** WHAT IS NEEDED **
Scan the data beneath this task and copy each line that includes "styled".

== == ==

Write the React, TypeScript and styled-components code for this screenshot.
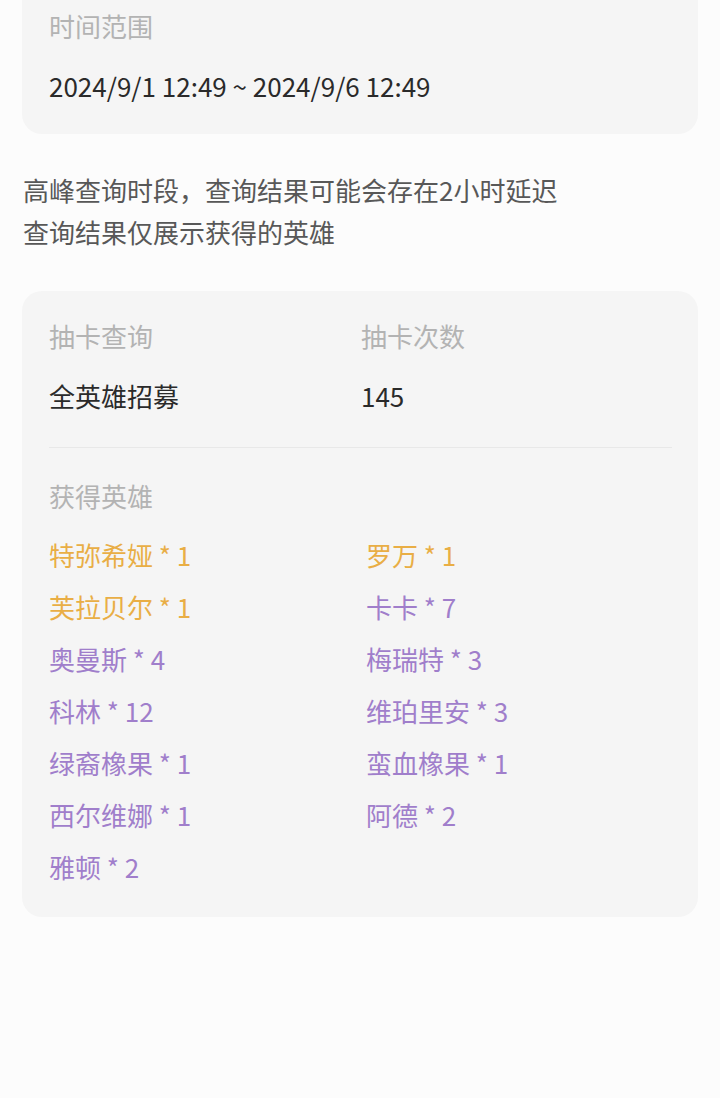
import React from 'react';
import styled, { createGlobalStyle } from 'styled-components';

const GlobalStyle = createGlobalStyle`
  html, body {
    margin: 0;
    padding: 0;
    background: #fcfcfc;
    font-family: 'Noto Sans CJK SC', 'Noto Sans', sans-serif;
  }
`;

const Page = styled.div`
  width: 720px;
  min-height: 1098px;
  padding: 0 22px;
  box-sizing: border-box;
  background: #fcfcfc;
`;

const Card = styled.div<{ $cut?: boolean }>`
  background: #f5f5f5;
  border-radius: ${p => (p.$cut ? '0 0 20px 20px' : '20px')};
  padding: ${p => (p.$cut ? '8px 26px 30px 27px' : '27px 26px 32px 27px')};
`;

const Label = styled.div`
  font-size: 26px;
  line-height: 36px;
  color: #b3b3b3;
`;

const Value = styled.div`
  font-size: 26px;
  line-height: 36px;
  color: #2a2a2a;
  margin-top: 24px;
`;

const Notice = styled.div`
  margin: 35px 0 38px;
  padding-left: 1px;
  font-size: 26px;
  line-height: 42px;
  color: #585858;
`;

const InfoGrid = styled.div`
  display: grid;
  grid-template-columns: 312px 1fr;
`;

const Divider = styled.div`
  height: 1px;
  background: #e8e8e8;
  margin: 33px 0 30px;
`;

const HeroGrid = styled.div`
  display: grid;
  grid-template-columns: 317px 1fr;
  row-gap: 16px;
  margin-top: 23px;
`;

const Hero = styled.div<{ $gold?: boolean }>`
  font-size: 26px;
  line-height: 36px;
  color: ${p => (p.$gold ? '#e9ae45' : '#a07ecb')};
`;

const heroes = [
  { name: '特弥希娅', n: 1, gold: true },
  { name: '罗万', n: 1, gold: true },
  { name: '芙拉贝尔', n: 1, gold: true },
  { name: '卡卡', n: 7 },
  { name: '奥曼斯', n: 4 },
  { name: '梅瑞特', n: 3 },
  { name: '科林', n: 12 },
  { name: '维珀里安', n: 3 },
  { name: '绿裔橡果', n: 1 },
  { name: '蛮血橡果', n: 1 },
  { name: '西尔维娜', n: 1 },
  { name: '阿德', n: 2 },
  { name: '雅顿', n: 2 },
];

export default function App() {
  return (
    <>
      <GlobalStyle />
      <Page>
        <Card $cut>
          <Label>时间范围</Label>
          <Value>2024/9/1 12:49 ~ 2024/9/6 12:49</Value>
        </Card>

        <Notice>
          高峰查询时段，查询结果可能会存在2小时延迟
          <br />
          查询结果仅展示获得的英雄
        </Notice>

        <Card>
          <InfoGrid>
            <Label>抽卡查询</Label>
            <Label>抽卡次数</Label>
            <Value>全英雄招募</Value>
            <Value>145</Value>
          </InfoGrid>
          <Divider />
          <Label>获得英雄</Label>
          <HeroGrid>
            {heroes.map(h => (
              <Hero key={h.name} $gold={h.gold}>
                {h.name} * {h.n}
              </Hero>
            ))}
          </HeroGrid>
        </Card>
      </Page>
    </>
  );
}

== == ==

** TASK OUTPUT **
Write the React, TypeScript and styled-components code for this screenshot.
import styled, { createGlobalStyle } from 'styled-components';
const Page = styled.div`
const Card = styled.div<{ $cut?: boolean }>`
const Label = styled.div`
const Value = styled.div`
const Notice = styled.div`
const InfoGrid = styled.div`
const Divider = styled.div`
const HeroGrid = styled.div`
const Hero = styled.div<{ $gold?: boolean }>`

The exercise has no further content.